Of course, we cannot know the thought processes of the jury. It is possible that they considered the weather report in perspective and gave it minimal weight. If the report had been introduced among the other evidence during trial, we should not hesitate to assume that they did. But in the circumstances of this case it is too possible that they regarded the report as resolving some reasonable doubt as to the reliability of the identification. Therefore, since we cannot say that the verdict was not produced by the error, we must reverse the conviction and remand the case for a new trial.

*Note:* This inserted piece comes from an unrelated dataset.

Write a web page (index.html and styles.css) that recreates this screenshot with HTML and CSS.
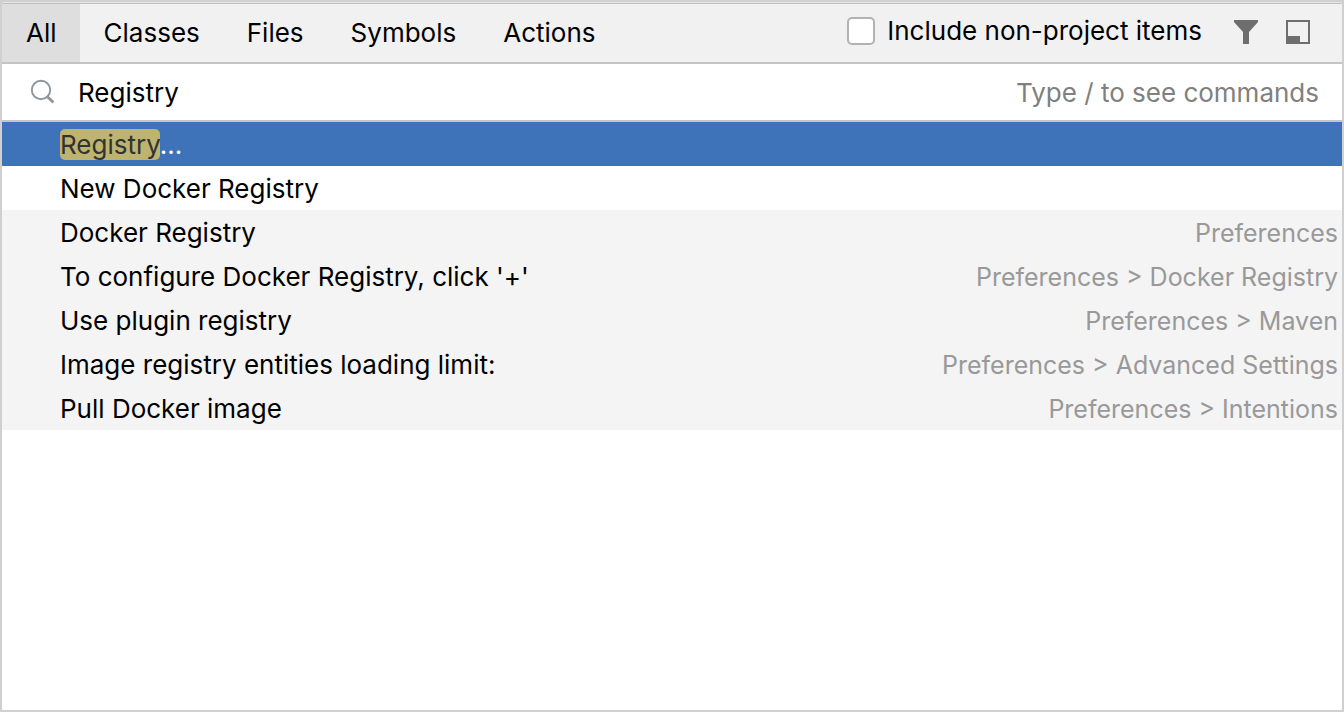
FILE: index.html
```html
<!DOCTYPE html>
<html lang="en">
<head>
<meta charset="utf-8">
<title>Search Everywhere</title>
<link rel="stylesheet" href="styles.css">
</head>
<body>
<main class="popup">
  <header class="toolbar">
    <nav class="tabs">
      <button class="tab tab-active" type="button">All</button>
      <button class="tab" type="button">Classes</button>
      <button class="tab" type="button">Files</button>
      <button class="tab" type="button">Symbols</button>
      <button class="tab" type="button">Actions</button>
    </nav>
    <div class="tools">
      <label class="include"><input class="checkbox" type="checkbox">Include non-project items</label>
      <button class="tool" type="button" aria-label="Filter">
        <svg width="24" height="24" viewBox="0 0 24 24"><path fill="#6e6e6e" d="M0 0h24v2l-9 10v12H9V12L0 2z"/></svg>
      </button>
      <button class="tool" type="button" aria-label="Open in tool window">
        <svg width="24" height="24" viewBox="0 0 24 24"><path fill="#6e6e6e" fill-rule="evenodd" d="M0 0h24v24H0zM2 2v14h12v6h8V2z"/></svg>
      </button>
    </div>
  </header>
  <div class="search">
    <svg class="search-icon" width="26" height="26" viewBox="0 0 26 26" fill="none" stroke="#8d979e"><circle cx="12" cy="11" r="9.2" stroke-width="1.9"/><path stroke-width="2.8" d="M18 17.2l6.4 6.4"/></svg>
    <input class="query" type="text" value="Registry" aria-label="Search">
    <span class="hint">Type / to see commands</span>
  </div>
  <ul class="results">
    <li class="row row-selected"><span><mark class="match">Registry</mark>...</span></li>
    <li class="row"><span>New Docker Registry</span></li>
    <li class="row row-setting"><span>Docker Registry</span><span class="path">Preferences</span></li>
    <li class="row row-setting"><span>To configure Docker Registry, click '+'</span><span class="path">Preferences &gt; Docker Registry</span></li>
    <li class="row row-setting"><span>Use plugin registry</span><span class="path">Preferences &gt; Maven</span></li>
    <li class="row row-setting"><span>Image registry entities loading limit:</span><span class="path">Preferences &gt; Advanced Settings</span></li>
    <li class="row row-setting"><span>Pull Docker image</span><span class="path">Preferences &gt; Intentions</span></li>
  </ul>
</main>
</body>
</html>
```
FILE: styles.css
```css
* {
  box-sizing: border-box;
}

body {
  margin: 0;
  background: #fff;
  color: #000;
  font: 26px/32px Inter, "Liberation Sans", sans-serif;
}

button,
input {
  margin: 0;
  padding: 0;
  border: 0;
  background: none;
  color: inherit;
  font: inherit;
}

.popup {
  min-height: 100vh;
  padding-top: 1px;
  border: 2px solid #d0d0d0;
  background: #fff;
  box-shadow: inset 0 1px #e6e6e6;
}

.toolbar {
  display: flex;
  justify-content: space-between;
  border-top: 1px solid #c0c0c0;
  border-bottom: 2px solid #c4c4c4;
  background: #f1f1f1;
}

.tabs {
  display: flex;
}

.tab {
  height: 58px;
  padding: 0 23px 0 24px;
}

.tab-active {
  background: #dedede;
}

.tools {
  display: flex;
  align-items: center;
  padding: 0 32px 2px 0;
}

.include {
  display: flex;
  align-items: center;
  gap: 12px;
  margin-right: 32px;
  padding-bottom: 2px;
}

.checkbox {
  width: 28px;
  height: 28px;
  appearance: none;
  border: 2px solid #b2b2b2;
  border-radius: 5px;
  background: #fff;
}

.checkbox:checked {
  background: #3e72b9;
}

.tool {
  display: flex;
}

.tool + .tool {
  margin-left: 28px;
}

.search {
  display: flex;
  align-items: center;
  height: 58px;
  padding: 0 23px 0 27px;
  border-bottom: 2px solid #c4c4c4;
}

.search-icon {
  flex: none;
}

.query {
  flex: 1;
  min-width: 0;
  margin-left: 23px;
  padding-top: 2px;
  outline: 0;
}

.hint {
  padding-top: 2px;
  color: #808080;
}

.results {
  margin: 0;
  padding: 0;
  list-style: none;
}

.row {
  display: flex;
  align-items: center;
  justify-content: space-between;
  height: 44px;
  padding: 2px 4px 0 58px;
}

.row-selected {
  background: #3e72b9;
  color: #fff;
}

.row-setting {
  background: #f4f4f4;
}

.match {
  border-radius: 5px;
  background: #bdb470;
  color: #333;
}

.path {
  color: #999;
  font-size: 25px;
}
```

Reversed and remanded for new trial.
Sitting by designation pursuant to Section 291(a) Title 28 U.S.Code
In view of the ground of our decision here, we express no opinion on the difficult questions whether a weather report may properly be admissible unless authenticated,see 28 U.S.C. § 1732 (1964); Fed. R. Crim. P. 27, and whether the defendant might have been permitted to offer evidence to show that the report was inaccurate. See generally 9 Wigmore, Evidence §§ 2565-67 (1940); Morgan, Judicial Notice, 57 Harv. L. Rev. 269 (1944).
For example, night-time "visibility" is defined as "the greatest distance at which * * * unfocused lights of moderate intensity (approximately 25 cp.) can be seen and identified * * *." U.S. Weather Bureau, Manual of Surface Observations circ. N, ¶ 2010 (7th ed. 1966). And the Bureau distinguishes between "prevailing visibility": "the greatest visibility which is attained or surpassed throughout at least half of the horizon circle not necessarily continuous",Id. ¶ 2100, and "sector visibility": "the visibility within a specified sector of the horizon circle having essentially uniform visibility", Id. ¶ 2200. It would require relatively little forensic ability to argue effectively that the weather report was wholly inconclusive as to the possibility of seeing a non-luminous object in a particular part of the District at two in the morning.